| | | | | | | | | | |
Mr. John Mullany
With regard to my opponents I say nothing. No doubt they are respectable gentlemen, but they will not be the slightest use in the next House of Commons, not a little bit. Men like me are wanted, and not swells who don't understand business."
Mr. John Mullany was very confident that he did. He was an ironmonger and general dealer whose store at the corner of Torr Top Road and Market Street enlivened the political life of New Mills in the eighteen-sixties. A rugged Irishman, blunt and vigorous in speech, he decided to offer himself as an Independent candidate for the Northern Division of the County of Derby in the second general election of 1868. Because two million new voters would poll throughout the country, it had been stigmatised as the "leap in the dark'' election, and it was to be the last one at which votes had to be made in public, not in ballot. Gladstone was also for the first time to general his Liberal regiments against Disraeli's Conservatives.
Mr. Mullany thought these stirring times needed him. To gauge the amount of possible support in the constituency for his proposed candidature he displayed a remarkable poster which is not only a local legend but has also some historical significance since Mullany was probably one of the first small shopkeepers even to contemplate the possibility of a Parliamentary career.

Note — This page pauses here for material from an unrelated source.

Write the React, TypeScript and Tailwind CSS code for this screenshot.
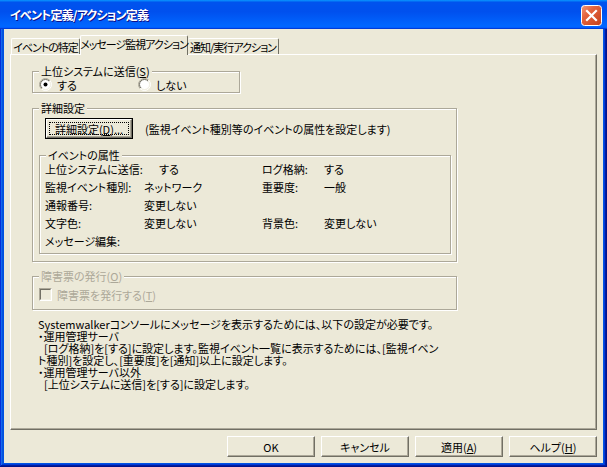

In bright blue lettering he proclaims his sturdy independence by advertising his naive views on the popular political issues of the moment: the management of railways, land tenure in Ireland, the relation of the Irish Church to the State, services pay, taxes, and trade unions.
About each Mr. Mullany has a decisive opinion. Reading his vigorous, amusing sentences we seem to overhear the long animated discussions into which his customers teased him in the Victorian ironmonger's shop, strategically placed at the most important road junction in the village, and recently made more important by the opening of the railway station.

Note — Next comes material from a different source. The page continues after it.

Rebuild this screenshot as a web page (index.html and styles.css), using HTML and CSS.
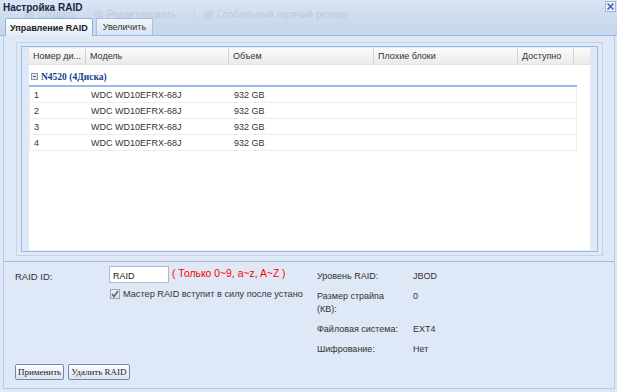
FILE: index.html
```html
<!DOCTYPE html>
<html lang="ru">

<head>
    <meta charset="UTF-8" />
    <title>Настройка RAID</title>
    <link rel="stylesheet" href="styles.css">
</head>

<body>
    <div class="window">
        <div class="title-bar">
            <div class="ghost-toolbar">
                <span class="ghost-icon"></span><span class="ghost-text">Создать</span>
                <span class="ghost-icon"></span><span class="ghost-text">Редактировать</span>
                <span class="ghost-sep"></span>
                <span class="ghost-icon"></span><span class="ghost-text">Глобальный горячий резерв</span>
            </div>
            <span class="title">Настройка RAID</span>
            <span class="close">
                <svg width="9" height="9" viewBox="0 0 9 9">
                    <path d="M1.5 1.5 L7.5 7.5 M7.5 1.5 L1.5 7.5" stroke="#3d63a8" stroke-width="1.6" />
                </svg>
            </span>
        </div>

        <div class="tab-strip">
            <div class="tab active">Управление RAID</div>
            <div class="tab">Увеличить</div>
        </div>

        <div class="tab-body">
            <div class="grid-frame">
                <div class="grid-inner">
                    <div class="grid">
                        <div class="grid-header">
                            <div class="cell c1">Номер ди...</div>
                            <div class="cell c2">Модель</div>
                            <div class="cell c3">Объем</div>
                            <div class="cell c4">Плохие блоки</div>
                            <div class="cell c5">Доступно</div>
                            <div class="cell c6"></div>
                        </div>
                        <div class="group-row">
                            <svg class="group-icon" width="7" height="7" viewBox="0 0 7 7">
                                <rect x="0.5" y="0.5" width="6" height="6" fill="#e4e8ee" stroke="#8a97a8" />
                                <path d="M2 3.5 H5" stroke="#4a5668" stroke-width="1" />
                            </svg>
                            <span class="group-title">N4520 (4Диска)</span>
                        </div>
                        <div class="grid-row">
                            <div class="cell c1">1</div>
                            <div class="cell c2">WDC WD10EFRX-68J</div>
                            <div class="cell c3">932 GB</div>
                            <div class="cell c4"></div>
                            <div class="cell c5"></div>
                        </div>
                        <div class="grid-row">
                            <div class="cell c1">2</div>
                            <div class="cell c2">WDC WD10EFRX-68J</div>
                            <div class="cell c3">932 GB</div>
                            <div class="cell c4"></div>
                            <div class="cell c5"></div>
                        </div>
                        <div class="grid-row">
                            <div class="cell c1">3</div>
                            <div class="cell c2">WDC WD10EFRX-68J</div>
                            <div class="cell c3">932 GB</div>
                            <div class="cell c4"></div>
                            <div class="cell c5"></div>
                        </div>
                        <div class="grid-row">
                            <div class="cell c1">4</div>
                            <div class="cell c2">WDC WD10EFRX-68J</div>
                            <div class="cell c3">932 GB</div>
                            <div class="cell c4"></div>
                            <div class="cell c5"></div>
                        </div>
                    </div>
                </div>
            </div>

            <div class="form-area">
                <div class="form-cols">
                    <div class="form-left">
                        <div class="field">
                            <label class="field-label" for="raid-id">RAID ID:</label>
                            <input class="text-input" id="raid-id" type="text" value="RAID" />
                            <span class="hint">( Только 0~9, a~z, A~Z )</span>
                        </div>
                        <div class="check-line">
                            <span class="checkbox">
                                <svg width="8" height="8" viewBox="0 0 8 8">
                                    <path d="M1 4 L3 6.5 L7 1" fill="none" stroke="#4b5f80" stroke-width="1.5" />
                                </svg>
                            </span>
                            <span class="check-label">Мастер RAID вступит в силу после устано</span>
                        </div>
                    </div>
                    <div class="form-right">
                        <div class="info-row"><span class="info-label">Уровень RAID:</span><span class="info-value">JBOD</span></div>
                        <div class="info-row"><span class="info-label">Размер страйпа (КВ):</span><span class="info-value">0</span></div>
                        <div class="info-row"><span class="info-label">Файловая система:</span><span class="info-value">EXT4</span></div>
                        <div class="info-row"><span class="info-label">Шифрование:</span><span class="info-value">Нет</span></div>
                    </div>
                </div>
                <div class="buttons">
                    <button class="btn">Применить</button>
                    <button class="btn">Удалить RAID</button>
                </div>
            </div>
        </div>
    </div>
</body>

</html>
```

FILE: styles.css
```css
*,
::after,
::before {
    box-sizing: border-box;
    padding: 0;
    margin: 0;
}

body {
    width: 617px;
    height: 392px;
    overflow: hidden;
    background-color: #dfe8f6;
    font-family: "Liberation Sans", Arial, sans-serif;
    font-size: 9px;
    color: #333;
}

.window {
    display: flex;
    flex-direction: column;
    height: 392px;
}

/* title + faded toolbar behind it */
.title-bar {
    position: relative;
    height: 16px;
    display: flex;
    align-items: center;
    justify-content: space-between;
    padding: 0 1px 0 3px;
    background: linear-gradient(#dbe6f4, #cfdcee);
}

.title {
    position: relative;
    font-weight: bold;
    font-size: 10px;
    color: #15283f;
    margin-top: -2px;
}

.ghost-toolbar {
    position: absolute;
    left: 25px;
    top: 8px;
    display: flex;
    align-items: center;
    gap: 4px;
    opacity: 0.2;
    color: #6d7f98;
    font-size: 10px;
}

.ghost-icon {
    width: 9px;
    height: 9px;
    border-radius: 2px;
    background: #a6b4c6;
}

.ghost-text {
    margin-right: 14px;
}

.ghost-sep {
    width: 1px;
    height: 12px;
    background: #9fb0c8;
    margin-right: 5px;
}

.close {
    position: relative;
    width: 11px;
    height: 11px;
    margin-top: -3px;
    border: 1px solid #9db7dc;
    background: #eef3fa;
    display: flex;
    align-items: center;
    justify-content: center;
}

/* tabs */
.tab-strip {
    height: 20px;
    display: flex;
    align-items: flex-end;
    gap: 3px;
    padding-left: 5px;
    background: linear-gradient(#cfdcee, #c6d6ec);
    border-bottom: 1px solid #99bbe8;
}

.tab {
    height: 17px;
    padding: 0 6px;
    display: flex;
    align-items: center;
    border: 1px solid #a9c1e2;
    border-bottom: none;
    border-radius: 2px 2px 0 0;
    background: linear-gradient(#f1f5fb, #d8e4f3);
    color: #333;
}

.tab.active {
    height: 18px;
    padding: 0 4px;
    font-weight: bold;
    color: #1c1c1c;
    border-color: #8db2e3;
    background: linear-gradient(#ffffff, #e3ebf7);
    margin-bottom: -1px;
}

/* tab body */
.tab-body {
    flex: 1;
    margin: 0 2px 3px 3px;
    border: 1px solid #b7cbe6;
    border-top: none;
    display: flex;
    flex-direction: column;
}

.grid-frame {
    margin: 6px 11px 0 12px;
    height: 214px;
    border: 1px solid #c9d3e0;
    padding: 3px 4px 3px 4px;
}

.grid-inner {
    height: 100%;
    border: 1px solid #99bbe8;
    padding: 1px 7px 1px 7px;
}

.grid {
    height: 100%;
    background: #fff;
}

.grid-header {
    display: flex;
    height: 17px;
    background: linear-gradient(#fafafa, #ebebeb);
    border-bottom: 1px solid #e2e2e2;
}

.cell {
    display: flex;
    align-items: center;
    padding-left: 4px;
    white-space: nowrap;
    overflow: hidden;
}

.grid-header .cell {
    border-right: 1px solid #d3d3d3;
}

.grid-header .cell.c6 {
    border-right: none;
    flex: 1;
}

.c1 { width: 57px; }
.c2 { width: 143px; }
.c3 { width: 145px; }
.c4 { width: 144px; }
.c5 { width: 56px; }

.group-row {
    height: 22px;
    width: 548px;
    display: flex;
    align-items: center;
    gap: 3px;
    padding: 3px 0 0 2px;
    border-bottom: 2px solid #99bbe8;
}

.group-title {
    font-family: "Liberation Serif", "Times New Roman", serif;
    font-weight: bold;
    font-size: 9.5px;
    color: #15428b;
}

.grid-row {
    display: flex;
    width: 548px;
    height: 16px;
    border: 1px solid #ededed;
    border-top: none;
}

/* bottom form */
.form-area {
    flex: 1;
    margin-top: 5px;
    border-top: 1px solid #a9b8cc;
    display: flex;
    flex-direction: column;
    padding: 4px 0 0 11px;
}

.form-cols {
    display: flex;
    height: 98px;
}

.form-left {
    width: 302px;
}

.field {
    display: flex;
    align-items: center;
    height: 17px;
}

.field-label {
    width: 94px;
    font-size: 9.5px;
    padding-top: 3px;
}

.text-input {
    width: 60px;
    height: 17px;
    border: 1px solid #b5b8c8;
    background: #fff;
    font-family: "Liberation Sans", Arial, sans-serif;
    font-size: 9px;
    padding: 2px 0 0 3px;
    color: #222;
}

.hint {
    margin-left: 3px;
    color: #f00;
    font-size: 10.4px;
    margin-top: -3px;
}

.check-line {
    display: flex;
    align-items: center;
    gap: 3px;
    margin: 6px 0 0 95px;
}

.checkbox {
    width: 10px;
    height: 10px;
    border: 1px solid #9ea6b3;
    background: linear-gradient(#eef0f3, #d8dce3);
    display: flex;
    align-items: center;
    justify-content: center;
}

.check-label {
    font-size: 9.2px;
}

.form-right {
    display: flex;
    flex-direction: column;
    gap: 7px;
    padding-top: 4px;
}

.info-row {
    display: flex;
    line-height: 13px;
}

.info-label {
    width: 96px;
    padding-right: 10px;
}

/* buttons */
.buttons {
    display: flex;
    gap: 4px;
}

.btn {
    height: 16px;
    padding: 0 2px;
    border: 1px solid #7088ad;
    border-radius: 2px;
    background: linear-gradient(#ffffff, #dae3ef);
    font-family: "Liberation Serif", "Times New Roman", serif;
    font-size: 9px;
    color: #222;
}
```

Railways were in the forefront of local news. The previous year, after the damage from the Bugsworth landslide had been repaired, the line to Miller's Dale had been opened to passenger traffic, and the London-Manchester expresses now passed over the new bridge and through the new tunnel at the bottom of Torr Top Road. Direct rail connection with Derby, London and Manchester was a great fillip to local industry and to local pride. It was not fortuitous that Mr. Mullany heard Westminster calling.
Talk with the Irish navvies working in the neighbourhood is possibly reflected in his opinions on the burning issue of railways, a topic probably often fanned to incandescence in the New Mills shop. "Having carried on business for the last forty years as an ironmonger and general merchant, I shall be fully capable,'' cajoles the willing candidate, "of entering into all the details of railway business, as I understand that somebody is going to propose that, as the companies are so dreadfully mismanaged, the fares and the carriage of goods so high, and the dividends so very small, that the government shall take them into their own hands."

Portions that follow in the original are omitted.